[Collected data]
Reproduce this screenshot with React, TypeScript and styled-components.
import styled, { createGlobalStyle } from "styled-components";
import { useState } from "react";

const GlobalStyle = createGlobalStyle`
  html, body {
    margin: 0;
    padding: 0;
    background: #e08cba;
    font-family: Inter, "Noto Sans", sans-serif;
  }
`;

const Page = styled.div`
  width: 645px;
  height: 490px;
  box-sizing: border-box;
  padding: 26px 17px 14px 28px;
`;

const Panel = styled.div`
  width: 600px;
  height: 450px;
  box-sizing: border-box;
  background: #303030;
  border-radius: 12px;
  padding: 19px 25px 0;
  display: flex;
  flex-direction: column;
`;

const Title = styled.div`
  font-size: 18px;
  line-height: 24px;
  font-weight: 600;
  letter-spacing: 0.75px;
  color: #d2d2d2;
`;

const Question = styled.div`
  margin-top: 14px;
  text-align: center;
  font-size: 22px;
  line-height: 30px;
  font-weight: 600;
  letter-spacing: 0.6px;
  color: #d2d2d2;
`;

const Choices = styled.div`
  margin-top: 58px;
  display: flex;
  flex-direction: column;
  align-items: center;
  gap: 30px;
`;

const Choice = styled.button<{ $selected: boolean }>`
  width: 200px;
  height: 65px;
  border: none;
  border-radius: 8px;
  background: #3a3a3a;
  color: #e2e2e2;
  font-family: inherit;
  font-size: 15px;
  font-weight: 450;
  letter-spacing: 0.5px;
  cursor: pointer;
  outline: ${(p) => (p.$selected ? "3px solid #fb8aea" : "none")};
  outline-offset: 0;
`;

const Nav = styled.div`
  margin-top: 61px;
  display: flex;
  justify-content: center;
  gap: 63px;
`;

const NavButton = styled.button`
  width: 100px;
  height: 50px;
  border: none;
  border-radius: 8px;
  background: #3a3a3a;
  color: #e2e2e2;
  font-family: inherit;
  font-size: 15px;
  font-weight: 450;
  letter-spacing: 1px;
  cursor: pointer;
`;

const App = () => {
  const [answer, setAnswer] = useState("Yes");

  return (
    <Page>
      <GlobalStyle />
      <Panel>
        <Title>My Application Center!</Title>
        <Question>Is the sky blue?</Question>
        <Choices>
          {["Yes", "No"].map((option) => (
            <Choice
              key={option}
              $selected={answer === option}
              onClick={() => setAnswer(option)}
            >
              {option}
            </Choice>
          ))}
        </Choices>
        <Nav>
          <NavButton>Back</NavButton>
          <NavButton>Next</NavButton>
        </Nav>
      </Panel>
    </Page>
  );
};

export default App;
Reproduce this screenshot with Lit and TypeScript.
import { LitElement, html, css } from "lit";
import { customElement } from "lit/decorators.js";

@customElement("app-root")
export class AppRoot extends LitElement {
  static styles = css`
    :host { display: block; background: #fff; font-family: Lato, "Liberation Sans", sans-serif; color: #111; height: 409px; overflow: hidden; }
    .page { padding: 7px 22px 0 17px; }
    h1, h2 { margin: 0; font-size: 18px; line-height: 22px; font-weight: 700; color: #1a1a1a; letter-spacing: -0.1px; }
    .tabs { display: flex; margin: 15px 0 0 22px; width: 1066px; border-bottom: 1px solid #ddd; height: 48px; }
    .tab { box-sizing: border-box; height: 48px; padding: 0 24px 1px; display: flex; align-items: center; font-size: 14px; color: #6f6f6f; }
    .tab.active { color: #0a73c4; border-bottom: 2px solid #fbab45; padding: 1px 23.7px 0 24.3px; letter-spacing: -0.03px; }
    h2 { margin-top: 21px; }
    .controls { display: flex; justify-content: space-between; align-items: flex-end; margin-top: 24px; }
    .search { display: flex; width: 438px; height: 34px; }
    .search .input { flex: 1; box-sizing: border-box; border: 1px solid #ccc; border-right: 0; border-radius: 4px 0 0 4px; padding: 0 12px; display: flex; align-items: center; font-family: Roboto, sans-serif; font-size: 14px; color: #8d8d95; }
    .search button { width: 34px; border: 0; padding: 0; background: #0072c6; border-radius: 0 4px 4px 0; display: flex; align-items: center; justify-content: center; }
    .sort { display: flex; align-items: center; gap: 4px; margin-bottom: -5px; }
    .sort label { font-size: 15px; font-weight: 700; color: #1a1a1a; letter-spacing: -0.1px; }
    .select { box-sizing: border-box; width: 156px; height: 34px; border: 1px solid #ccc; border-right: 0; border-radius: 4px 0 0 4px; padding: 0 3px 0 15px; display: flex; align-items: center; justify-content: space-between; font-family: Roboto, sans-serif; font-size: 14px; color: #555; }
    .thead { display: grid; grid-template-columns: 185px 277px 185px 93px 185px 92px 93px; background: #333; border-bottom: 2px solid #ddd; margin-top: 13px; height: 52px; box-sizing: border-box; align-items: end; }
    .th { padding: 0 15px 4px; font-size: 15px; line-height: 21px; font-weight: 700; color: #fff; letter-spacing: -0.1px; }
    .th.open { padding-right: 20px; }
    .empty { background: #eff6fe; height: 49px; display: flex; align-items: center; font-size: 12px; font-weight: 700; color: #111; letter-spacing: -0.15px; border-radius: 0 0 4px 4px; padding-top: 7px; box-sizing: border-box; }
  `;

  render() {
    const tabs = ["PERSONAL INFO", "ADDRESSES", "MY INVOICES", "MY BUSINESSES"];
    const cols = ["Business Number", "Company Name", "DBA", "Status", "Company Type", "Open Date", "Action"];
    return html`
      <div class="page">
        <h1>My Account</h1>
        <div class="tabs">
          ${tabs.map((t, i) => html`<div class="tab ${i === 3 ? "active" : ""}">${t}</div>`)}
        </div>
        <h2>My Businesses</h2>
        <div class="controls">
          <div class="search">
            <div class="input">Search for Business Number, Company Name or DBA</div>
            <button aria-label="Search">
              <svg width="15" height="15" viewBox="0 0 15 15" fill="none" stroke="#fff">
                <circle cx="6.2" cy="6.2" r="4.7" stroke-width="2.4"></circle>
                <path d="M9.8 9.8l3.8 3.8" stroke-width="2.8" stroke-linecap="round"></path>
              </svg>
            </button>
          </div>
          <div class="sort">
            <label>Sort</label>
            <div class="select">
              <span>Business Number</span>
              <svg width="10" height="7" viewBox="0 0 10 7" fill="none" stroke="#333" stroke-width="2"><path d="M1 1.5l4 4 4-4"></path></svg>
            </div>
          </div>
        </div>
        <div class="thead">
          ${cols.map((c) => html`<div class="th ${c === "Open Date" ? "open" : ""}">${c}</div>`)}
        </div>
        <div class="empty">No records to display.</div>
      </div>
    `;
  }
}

• What to do:
Would you give the material above again, complete and exact?

• Exercise response:
Reproduce this screenshot with React, TypeScript and styled-components.
import styled, { createGlobalStyle } from "styled-components";
import { useState } from "react";

const GlobalStyle = createGlobalStyle`
  html, body {
    margin: 0;
    padding: 0;
    background: #e08cba;
    font-family: Inter, "Noto Sans", sans-serif;
  }
`;

const Page = styled.div`
  width: 645px;
  height: 490px;
  box-sizing: border-box;
  padding: 26px 17px 14px 28px;
`;

const Panel = styled.div`
  width: 600px;
  height: 450px;
  box-sizing: border-box;
  background: #303030;
  border-radius: 12px;
  padding: 19px 25px 0;
  display: flex;
  flex-direction: column;
`;

const Title = styled.div`
  font-size: 18px;
  line-height: 24px;
  font-weight: 600;
  letter-spacing: 0.75px;
  color: #d2d2d2;
`;

const Question = styled.div`
  margin-top: 14px;
  text-align: center;
  font-size: 22px;
  line-height: 30px;
  font-weight: 600;
  letter-spacing: 0.6px;
  color: #d2d2d2;
`;

const Choices = styled.div`
  margin-top: 58px;
  display: flex;
  flex-direction: column;
  align-items: center;
  gap: 30px;
`;

const Choice = styled.button<{ $selected: boolean }>`
  width: 200px;
  height: 65px;
  border: none;
  border-radius: 8px;
  background: #3a3a3a;
  color: #e2e2e2;
  font-family: inherit;
  font-size: 15px;
  font-weight: 450;
  letter-spacing: 0.5px;
  cursor: pointer;
  outline: ${(p) => (p.$selected ? "3px solid #fb8aea" : "none")};
  outline-offset: 0;
`;

const Nav = styled.div`
  margin-top: 61px;
  display: flex;
  justify-content: center;
  gap: 63px;
`;

const NavButton = styled.button`
  width: 100px;
  height: 50px;
  border: none;
  border-radius: 8px;
  background: #3a3a3a;
  color: #e2e2e2;
  font-family: inherit;
  font-size: 15px;
  font-weight: 450;
  letter-spacing: 1px;
  cursor: pointer;
`;

const App = () => {
  const [answer, setAnswer] = useState("Yes");

  return (
    <Page>
      <GlobalStyle />
      <Panel>
        <Title>My Application Center!</Title>
        <Question>Is the sky blue?</Question>
        <Choices>
          {["Yes", "No"].map((option) => (
            <Choice
              key={option}
              $selected={answer === option}
              onClick={() => setAnswer(option)}
            >
              {option}
            </Choice>
          ))}
        </Choices>
        <Nav>
          <NavButton>Back</NavButton>
          <NavButton>Next</NavButton>
        </Nav>
      </Panel>
    </Page>
  );
};

export default App;
Reproduce this screenshot with Lit and TypeScript.
import { LitElement, html, css } from "lit";
import { customElement } from "lit/decorators.js";

@customElement("app-root")
export class AppRoot extends LitElement {
  static styles = css`
    :host { display: block; background: #fff; font-family: Lato, "Liberation Sans", sans-serif; color: #111; height: 409px; overflow: hidden; }
    .page { padding: 7px 22px 0 17px; }
    h1, h2 { margin: 0; font-size: 18px; line-height: 22px; font-weight: 700; color: #1a1a1a; letter-spacing: -0.1px; }
    .tabs { display: flex; margin: 15px 0 0 22px; width: 1066px; border-bottom: 1px solid #ddd; height: 48px; }
    .tab { box-sizing: border-box; height: 48px; padding: 0 24px 1px; display: flex; align-items: center; font-size: 14px; color: #6f6f6f; }
    .tab.active { color: #0a73c4; border-bottom: 2px solid #fbab45; padding: 1px 23.7px 0 24.3px; letter-spacing: -0.03px; }
    h2 { margin-top: 21px; }
    .controls { display: flex; justify-content: space-between; align-items: flex-end; margin-top: 24px; }
    .search { display: flex; width: 438px; height: 34px; }
    .search .input { flex: 1; box-sizing: border-box; border: 1px solid #ccc; border-right: 0; border-radius: 4px 0 0 4px; padding: 0 12px; display: flex; align-items: center; font-family: Roboto, sans-serif; font-size: 14px; color: #8d8d95; }
    .search button { width: 34px; border: 0; padding: 0; background: #0072c6; border-radius: 0 4px 4px 0; display: flex; align-items: center; justify-content: center; }
    .sort { display: flex; align-items: center; gap: 4px; margin-bottom: -5px; }
    .sort label { font-size: 15px; font-weight: 700; color: #1a1a1a; letter-spacing: -0.1px; }
    .select { box-sizing: border-box; width: 156px; height: 34px; border: 1px solid #ccc; border-right: 0; border-radius: 4px 0 0 4px; padding: 0 3px 0 15px; display: flex; align-items: center; justify-content: space-between; font-family: Roboto, sans-serif; font-size: 14px; color: #555; }
    .thead { display: grid; grid-template-columns: 185px 277px 185px 93px 185px 92px 93px; background: #333; border-bottom: 2px solid #ddd; margin-top: 13px; height: 52px; box-sizing: border-box; align-items: end; }
    .th { padding: 0 15px 4px; font-size: 15px; line-height: 21px; font-weight: 700; color: #fff; letter-spacing: -0.1px; }
    .th.open { padding-right: 20px; }
    .empty { background: #eff6fe; height: 49px; display: flex; align-items: center; font-size: 12px; font-weight: 700; color: #111; letter-spacing: -0.15px; border-radius: 0 0 4px 4px; padding-top: 7px; box-sizing: border-box; }
  `;

  render() {
    const tabs = ["PERSONAL INFO", "ADDRESSES", "MY INVOICES", "MY BUSINESSES"];
    const cols = ["Business Number", "Company Name", "DBA", "Status", "Company Type", "Open Date", "Action"];
    return html`
      <div class="page">
        <h1>My Account</h1>
        <div class="tabs">
          ${tabs.map((t, i) => html`<div class="tab ${i === 3 ? "active" : ""}">${t}</div>`)}
        </div>
        <h2>My Businesses</h2>
        <div class="controls">
          <div class="search">
            <div class="input">Search for Business Number, Company Name or DBA</div>
            <button aria-label="Search">
              <svg width="15" height="15" viewBox="0 0 15 15" fill="none" stroke="#fff">
                <circle cx="6.2" cy="6.2" r="4.7" stroke-width="2.4"></circle>
                <path d="M9.8 9.8l3.8 3.8" stroke-width="2.8" stroke-linecap="round"></path>
              </svg>
            </button>
          </div>
          <div class="sort">
            <label>Sort</label>
            <div class="select">
              <span>Business Number</span>
              <svg width="10" height="7" viewBox="0 0 10 7" fill="none" stroke="#333" stroke-width="2"><path d="M1 1.5l4 4 4-4"></path></svg>
            </div>
          </div>
        </div>
        <div class="thead">
          ${cols.map((c) => html`<div class="th ${c === "Open Date" ? "open" : ""}">${c}</div>`)}
        </div>
        <div class="empty">No records to display.</div>
      </div>
    `;
  }
}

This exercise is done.